Task to carry out
For each line in the data below that holds "components", return a copy.

Some records:
══════

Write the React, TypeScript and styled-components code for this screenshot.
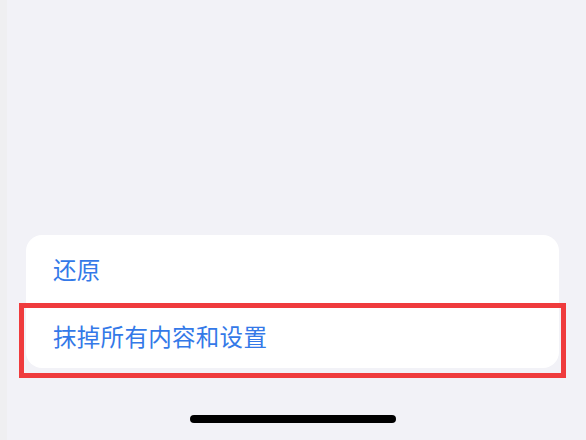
import React from 'react';
import styled, { createGlobalStyle } from 'styled-components';

const GlobalStyle = createGlobalStyle`
  html, body {
    margin: 0;
    padding: 0;
    background-color: #f2f2f7;
  }
  body {
    font-family: "Noto Sans CJK SC", "Noto Sans", sans-serif;
  }
`;

const Screen = styled.div`
  display: flex;
  flex-direction: column;
  justify-content: flex-end;
  align-items: stretch;
  width: 586px;
  height: 440px;
  box-sizing: border-box;
  background-color: #f2f2f7;
  border-left: 7px solid #efeff1;
  overflow: hidden;
`;

const Card = styled.div`
  display: flex;
  flex-direction: column;
  background-color: #ffffff;
  margin: 0 27px 0 19px;
  border-radius: 16px;
`;

const Row = styled.div<{ $height: number; $highlight?: boolean }>`
  position: relative;
  display: flex;
  align-items: center;
  height: ${(p) => p.$height}px;
  padding: 0 0 0 27px;
  font-size: 23.5px;
  letter-spacing: 0.3px;
  color: #3479e8;
`;

const Highlight = styled.div`
  position: absolute;
  left: -7px;
  right: -7px;
  top: 0;
  bottom: -10px;
  border: 5px solid #ef3b3d;
  pointer-events: none;
`;

const HomeArea = styled.div`
  display: flex;
  justify-content: center;
  padding: 47px 0 17px 0;
`;

const HomeBar = styled.div`
  width: 206px;
  height: 8px;
  border-radius: 4px;
  background-color: #000000;
  margin-left: -8px;
`;

const App = () => {
  return (
    <>
      <GlobalStyle />
      <Screen>
        <Card>
          <Row $height={68}>还原</Row>
          <Row $height={65}>
            抹掉所有内容和设置
            <Highlight />
          </Row>
        </Card>
        <HomeArea>
          <HomeBar />
        </HomeArea>
      </Screen>
    </>
  );
};

export default App;
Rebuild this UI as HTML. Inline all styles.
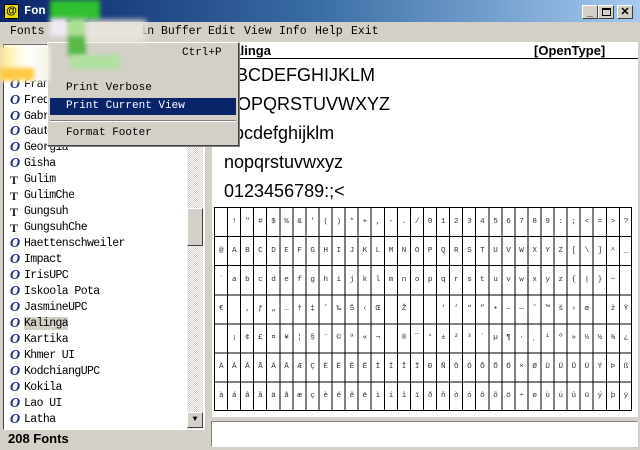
<!DOCTYPE html>
<html><head><meta charset="utf-8"><style>
*{margin:0;padding:0;box-sizing:border-box}
body{width:640px;height:450px;background:#d4d0c8;position:relative;overflow:hidden;font-family:"Liberation Mono",monospace}
.a{position:absolute}
#title{left:0;top:0;width:640px;height:22px;background:linear-gradient(90deg,#0a246a 0%,#3a6ea5 50%,#a6caf0 100%)}
.mn{top:25px;font-size:11.5px;color:#000}
#list{left:3px;top:44px;width:202px;height:386px;background:#fff;border:1px solid #404040;border-right-color:#fff;border-bottom-color:#fff}
.it{position:absolute;left:6px;font-size:11.5px;letter-spacing:-0.6px;height:16px;line-height:16px;white-space:pre;overflow:hidden}
.ic,.tt{display:inline-block;width:14px;height:16px;line-height:16px;vertical-align:top;letter-spacing:0}
.ic{font:italic bold 14px/16px "Liberation Serif",serif;color:#1c2a8c}
.tt{font:bold 12px/16px "Liberation Serif",serif;color:#202020}
#sb{left:187px;top:45px;width:16px;height:384px;background:repeating-conic-gradient(#d4d0c8 0 25%,#fff 0 50%) 0 0/2px 2px}
.btn{background:#d4d0c8;border:1px solid;border-color:#fff #404040 #404040 #fff}
#right{left:212px;top:42px;width:426px;height:375px;background:#fff}
.big{left:224px;font-family:"Liberation Sans",sans-serif;font-size:18px;color:#000}
#grid{left:214px;top:207px;width:418px;height:204px;border:1px solid #000;
background:repeating-linear-gradient(90deg,transparent 0 12.06px,#000 12.06px 13.06px),repeating-linear-gradient(180deg,transparent 0 28.1px,#000 28.1px 29.1px)}
.gr{position:absolute;left:4px;font-size:7.6px;letter-spacing:8.5px;white-space:pre;color:#333;height:29px;line-height:29px}
</style></head><body>
<div id="title" class="a"></div>
<div class="a" style="left:4px;top:4px;width:15px;height:15px;background:#e8d800;border:1px solid #000;font:bold 11px 'Liberation Sans';text-align:center;line-height:13px">@</div>
<div class="a" style="left:24px;top:4px;color:#fff;font:bold 12px 'Liberation Mono'">Fon</div>
<div class="a btn" style="left:582px;top:5px;width:16px;height:14px;font:bold 10px sans-serif;text-align:center;line-height:14px">_</div>
<div class="a btn" style="left:598px;top:5px;width:16px;height:14px"><div style="margin:2px 3px;width:9px;height:8px;border:1px solid #000;border-top-width:2px"></div></div>
<div class="a btn" style="left:617px;top:5px;width:16px;height:14px;font:bold 11px sans-serif;text-align:center;line-height:12px">✕</div>
<div class="a mn" style="left:10px">Fonts</div>
<div class="a mn" style="left:92px">isplay in Buffer</div>
<div class="a mn" style="left:208px">Edit</div>
<div class="a mn" style="left:244px">View</div>
<div class="a mn" style="left:279px">Info</div>
<div class="a mn" style="left:315px">Help</div>
<div class="a mn" style="left:351px">Exit</div>

<div id="list" class="a">
<div class="it" style="top:32px"><span class="ic">O</span>Franklin</div>
<div class="it" style="top:48px"><span class="ic">O</span>Fred</div>
<div class="it" style="top:64px"><span class="ic">O</span>Gabriola</div>
<div class="it" style="top:79px"><span class="ic">O</span>Gautami</div>
<div class="it" style="top:95px"><span class="ic">O</span>Georgia</div>
<div class="it" style="top:111px"><span class="ic">O</span>Gisha</div>
<div class="it" style="top:127px"><span class="tt">T</span>Gulim</div>
<div class="it" style="top:143px"><span class="tt">T</span>GulimChe</div>
<div class="it" style="top:159px"><span class="tt">T</span>Gungsuh</div>
<div class="it" style="top:175px"><span class="tt">T</span>GungsuhChe</div>
<div class="it" style="top:191px"><span class="ic">O</span>Haettenschweiler</div>
<div class="it" style="top:207px"><span class="ic">O</span>Impact</div>
<div class="it" style="top:223px"><span class="ic">O</span>IrisUPC</div>
<div class="it" style="top:239px"><span class="ic">O</span>Iskoola Pota</div>
<div class="it" style="top:255px"><span class="ic">O</span>JasmineUPC</div>
<div class="it" style="top:271px"><span class="ic">O</span><span style="background:#d4d0c8">Kalinga</span></div>
<div class="it" style="top:287px"><span class="ic">O</span>Kartika</div>
<div class="it" style="top:303px"><span class="ic">O</span>Khmer UI</div>
<div class="it" style="top:319px"><span class="ic">O</span>KodchiangUPC</div>
<div class="it" style="top:335px"><span class="ic">O</span>Kokila</div>
<div class="it" style="top:351px"><span class="ic">O</span>Lao UI</div>
<div class="it" style="top:367px"><span class="ic">O</span>Latha</div>
</div>
<div id="sb" class="a"></div>
<div class="a btn" style="left:187px;top:208px;width:16px;height:38px"></div>
<div class="a btn" style="left:187px;top:412px;width:16px;height:16px;font-size:8px;text-align:center;line-height:14px">▼</div>
<div class="a" style="left:8px;top:431px;font:bold 13px 'Liberation Sans',sans-serif">208 Fonts</div>

<div id="right" class="a"></div>
<div class="a" style="left:212px;top:58px;width:426px;height:1px;background:#000"></div>
<div class="a" style="left:224px;top:43px;font:bold 13px 'Liberation Sans',sans-serif">Kalinga</div>
<div class="a" style="left:534px;top:43px;font:bold 13px 'Liberation Sans',sans-serif">[OpenType]</div>
<div class="a big" style="top:65px">ABCDEFGHIJKLM</div>
<div class="a big" style="top:94px">NOPQRSTUVWXYZ</div>
<div class="a big" style="top:123px">abcdefghijklm</div>
<div class="a big" style="top:152px">nopqrstuvwxyz</div>
<div class="a big" style="top:181px">0123456789:;&lt;</div>
<div id="grid" class="a">
<div class="gr" style="top:0"> !"#$%&amp;'()*+,-./0123456789:;&lt;=&gt;?</div>
<div class="gr" style="top:29px">@ABCDEFGHIJKLMNOPQRSTUVWXYZ[\]^_</div>
<div class="gr" style="top:58px">`abcdefghijklmnopqrstuvwxyz{|}~ </div>
<div class="gr" style="top:87px">€ ‚ƒ„…†‡ˆ‰Š‹Œ Ž  ‘’“”•–—˜™š›œ žŸ</div>
<div class="gr" style="top:116px"> ¡¢£¤¥¦§¨©ª«¬ ®¯°±²³´µ¶·¸¹º»¼½¾¿</div>
<div class="gr" style="top:145px">ÀÁÂÃÄÅÆÇÈÉÊËÌÍÎÏÐÑÒÓÔÕÖ×ØÙÚÛÜÝÞß</div>
<div class="gr" style="top:174px">àáâãäåæçèéêëìíîïðñòóôõö÷øùúûüýþÿ</div>
</div>
<div class="a" style="left:211px;top:421px;width:427px;height:26px;background:#fff;border:1px solid #808080;border-right-color:#fff;border-bottom-color:#fff"></div>

<div class="a" style="left:47px;top:42px;width:192px;height:104px;background:#d4d0c8;border:1px solid;border-color:#fff #404040 #404040 #fff;box-shadow:1px 1px 0 #808080"></div>
<div class="a" style="left:182px;top:47px;font-size:11px">Ctrl+P</div>
<div class="a" style="left:66px;top:82px;font-size:11px">Print Verbose</div>
<div class="a" style="left:50px;top:98px;width:186px;height:17px;background:#0a246a"></div>
<div class="a" style="left:66px;top:100px;font-size:11px;color:#fff">Print Current View</div>
<div class="a" style="left:50px;top:120px;width:186px;height:2px;border-top:1px solid #808080;border-bottom:1px solid #fff"></div>
<div class="a" style="left:66px;top:127px;font-size:11px">Format Footer</div>

<div class="a" style="left:0;top:46px;width:50px;height:35px;background:linear-gradient(90deg,#ffe890,#fffbe0 40%,#fff 60%,#f0f0e0);filter:blur(2px)"></div>
<div class="a" style="left:0;top:68px;width:34px;height:12px;background:#ffc840;filter:blur(2px)"></div>
<div class="a" style="left:50px;top:0;width:50px;height:20px;background:#30c030;filter:blur(2px)"></div>
<div class="a" style="left:50px;top:18px;width:18px;height:18px;background:#f0e8f4;filter:blur(2px)"></div>
<div class="a" style="left:68px;top:18px;width:18px;height:18px;background:#a8e090;filter:blur(2px)"></div>
<div class="a" style="left:68px;top:36px;width:18px;height:20px;background:#58b848;filter:blur(2px)"></div>
<div class="a" style="left:70px;top:55px;width:50px;height:14px;background:#b0e0a0;filter:blur(2px)"></div>
<div class="a" style="left:86px;top:20px;width:60px;height:22px;background:#e8e4dc;filter:blur(3px)"></div>
</body></html>
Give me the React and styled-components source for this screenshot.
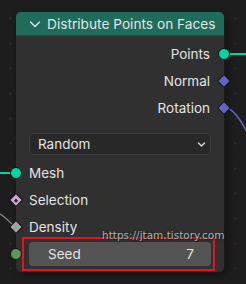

══════

Worked solution
Write the React, TypeScript and styled-components code for this screenshot.
import styled, { createGlobalStyle } from 'styled-components';
Give me the React and styled-components source for this screenshot.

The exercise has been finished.